Yesterday, I cleared my calendar for the long-awaited delivery of a new dishwasher. Arriving early so I wouldn’t miss the delivery hours, I imagined having a dishwasher that would work well, with a black face to match all the other appliances. The sales person in the store spent a lot of time with us, choosing just the right model and color, and seemed quite proficient in executing the order. The delivery men removed the old, nonfunctional dishwasher and brought in the new one. Unfortunately, it had a bright, white face. Definitely not what we ordered.

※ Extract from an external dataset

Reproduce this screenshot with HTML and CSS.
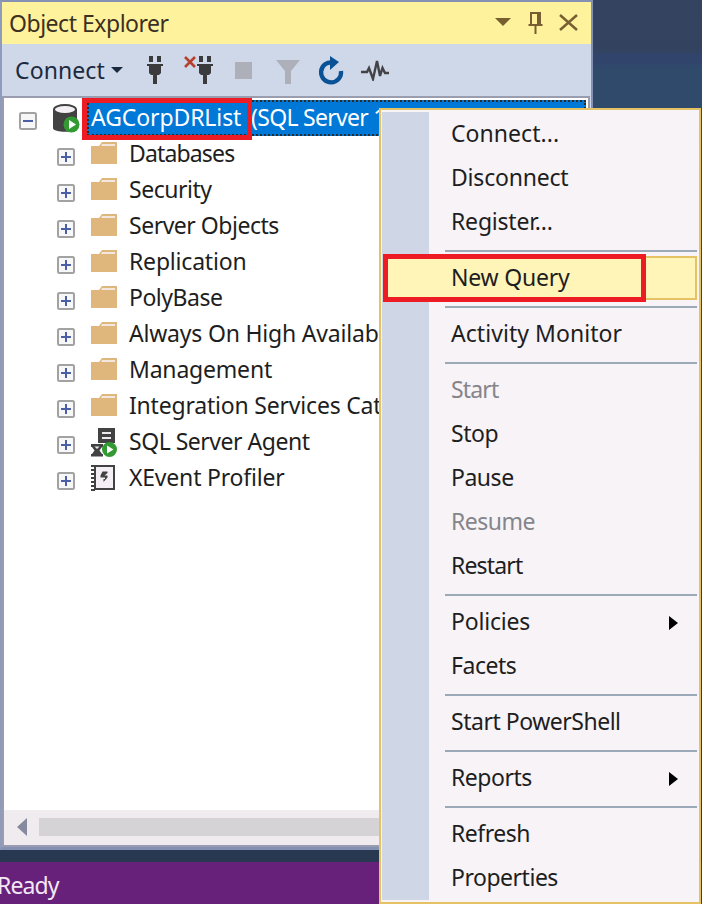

What ensued was a series of phone calls to the central calling center of the company. You know how that goes. “Push one if…” 25 minutes later, I was speaking with Denise, a real human being, who spent another five minutes finding, and then reading off the order – which I had in my hands. Then she tried to match the numbers on the order to the model, which the delivery man had already done. Clearly, she had no idea what to do about the situation, but didn’t know how to say that. I suggested that if she couldn’t help, perhaps I could speak with her supervisor. While I waited for her to find out how to connect me, I mentioned that, when a company has made an error, the customer appreciates an apology.

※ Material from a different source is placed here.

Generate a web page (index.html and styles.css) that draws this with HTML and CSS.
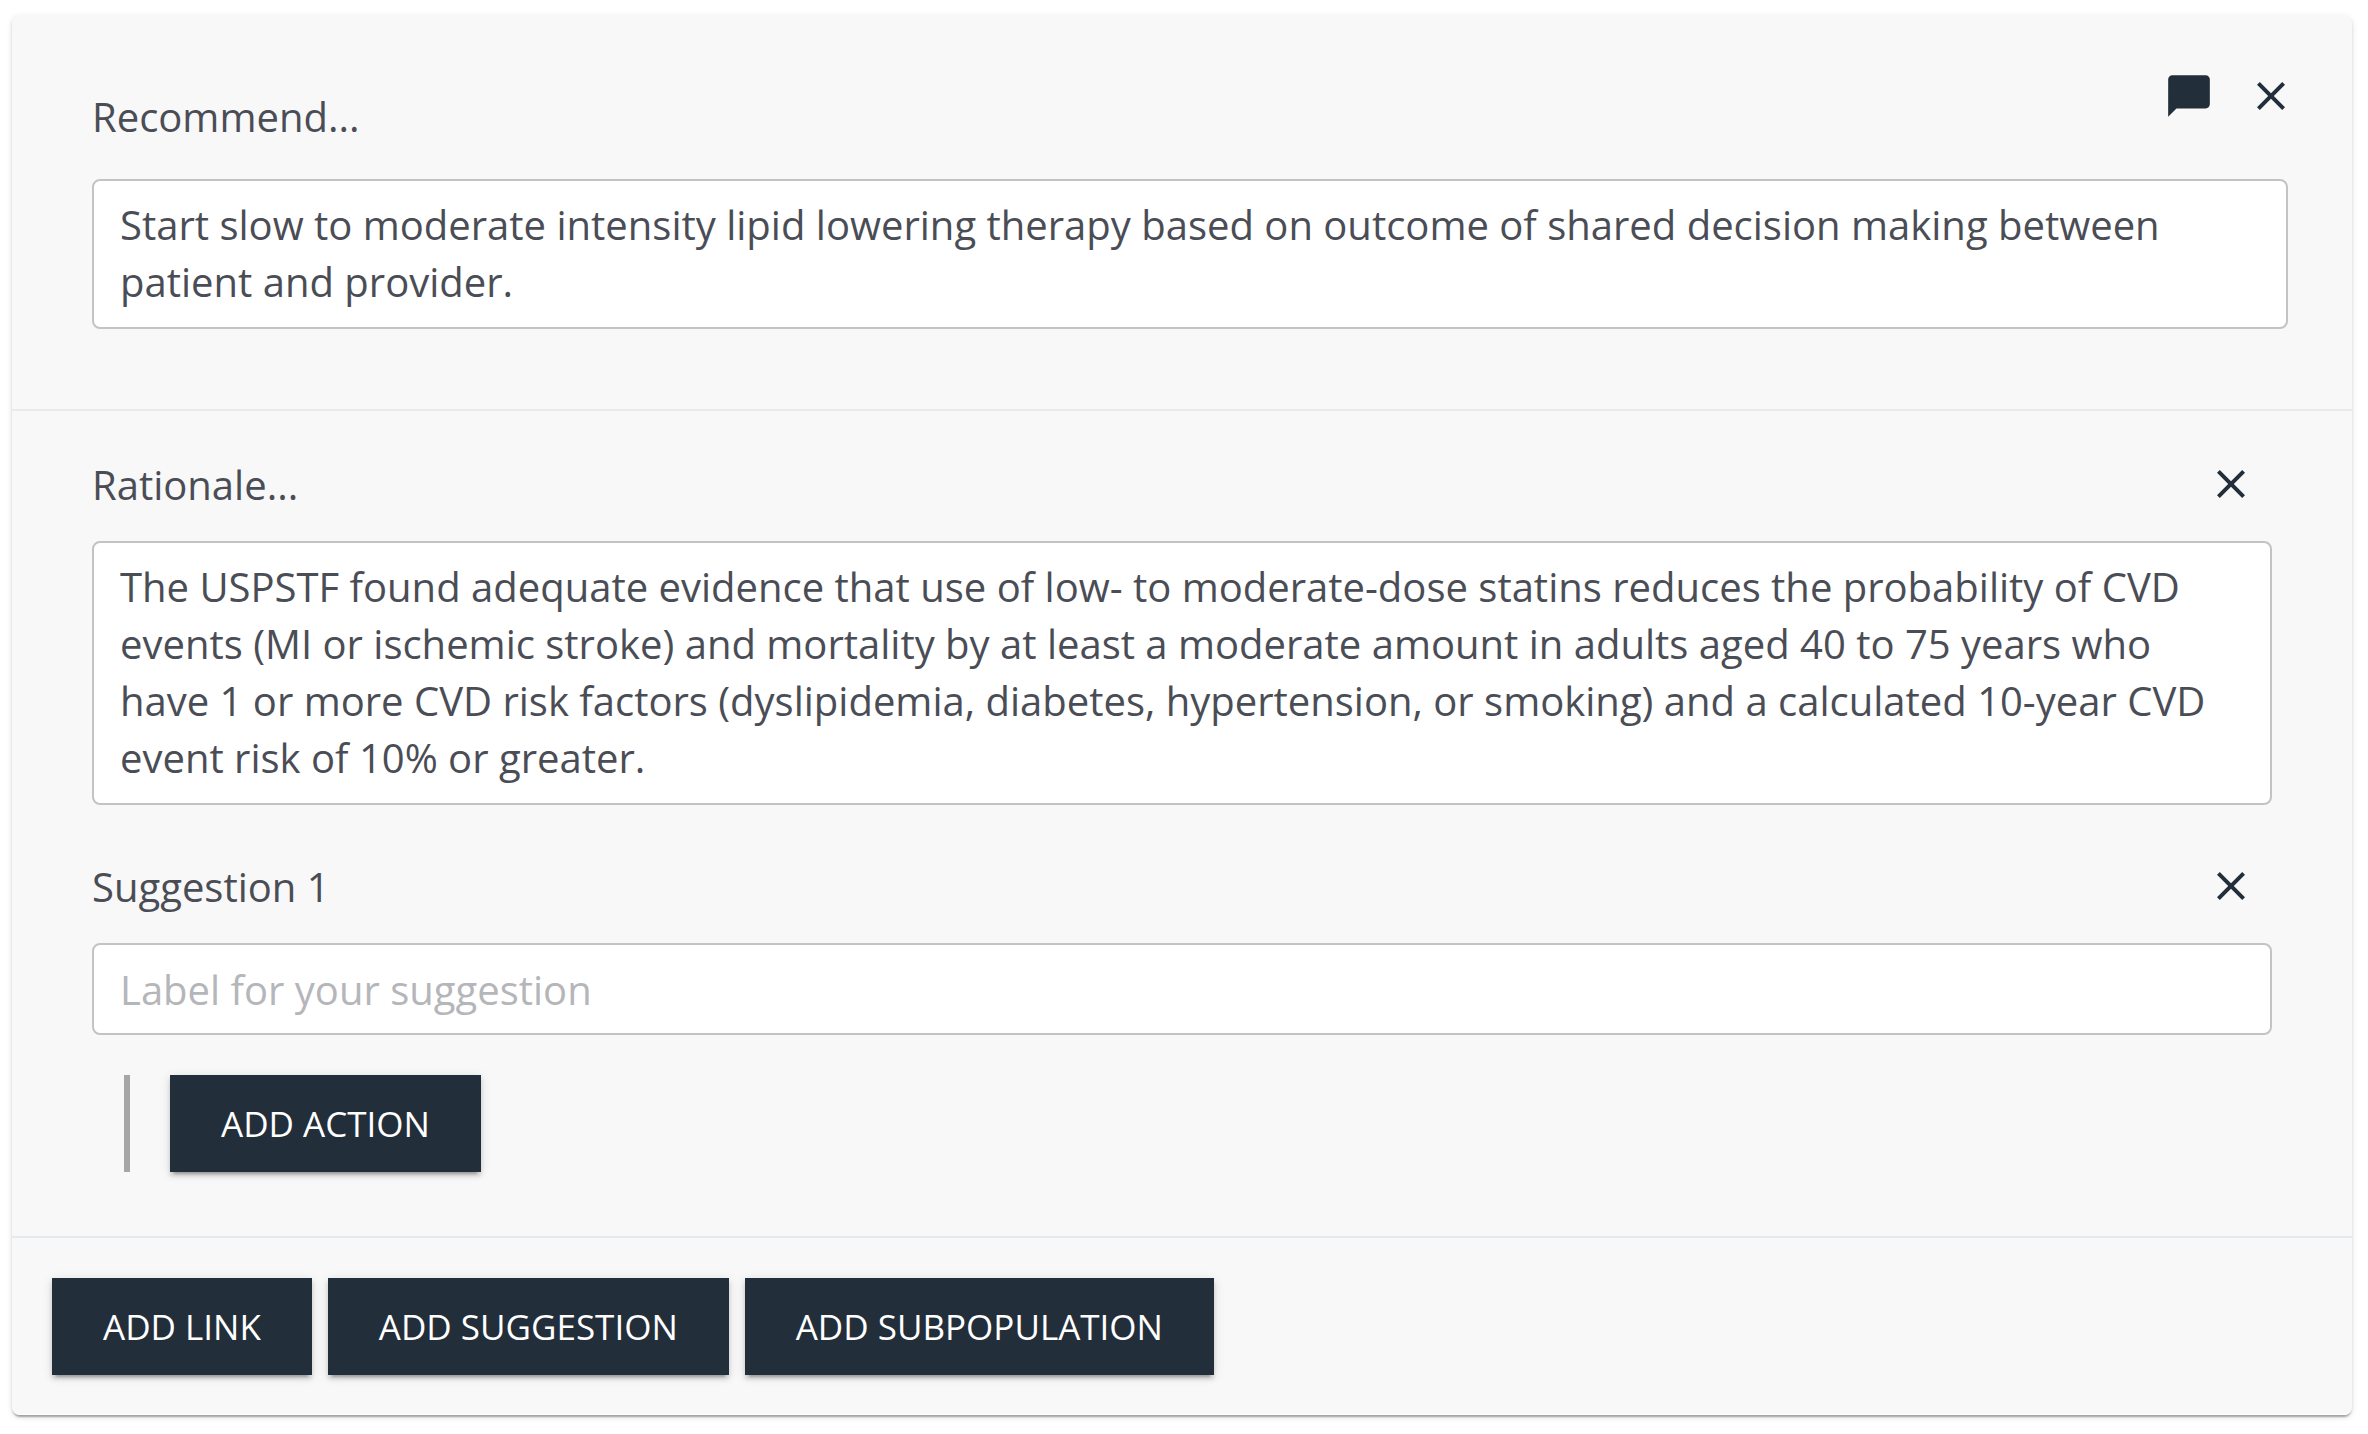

In my medical career, I have run late many times. For several years, I was so over-booked that my patients were genuinely surprised when they were called in to the exam room on time. One patient became somewhat annoyed when we ran on time, as she said: “When I come here, I look forward to having some time to read the magazines in your waiting room!” Other patients were clearly angry, and several expressed, “My time is just as important as your time.” Early in my career, assuming my patients knew I was working as hard as I could, I felt they didn’t need an apology. It wasn’t that I was slacking off or wasting time – I was taking good care of people and that is why I ran late. They, too, would get all the time they needed.
I was wrong.
When we commit to doing something that involves others, whether it’s placing an order for a specific item or making an appointment for medical care, we expect the other person to hold up their end of the agreement. We expect them to pay for the item and be ready for its delivery, or arrive for their appointment at a specific time. When we don’t honor our end of the agreement, we inconvenience them – and we risk losing our credibility, their respect, and their willingness to trust us again. It is true that sometimes, we cannot honor our commitment. An apology tells the other person that we appreciate that they held up their end of the bargain and that we wish we had been able to hold up our end as well. It is a simple and powerful way of acknowledging that we have let them down, inconvenienced them, and that we are sorry about that. It says, “I care about you and about our relationship.”
Nowadays, I always apologize when I enter an exam room after the patient has waited. It is a simple, heartfelt sentence that creates partnership and rapport, and puts us on a path together toward understanding and solving their problem.
When I suggested to Denise that an apology might be appreciated, she enthusiastically said, “I’m really sorry!” I definitely felt better.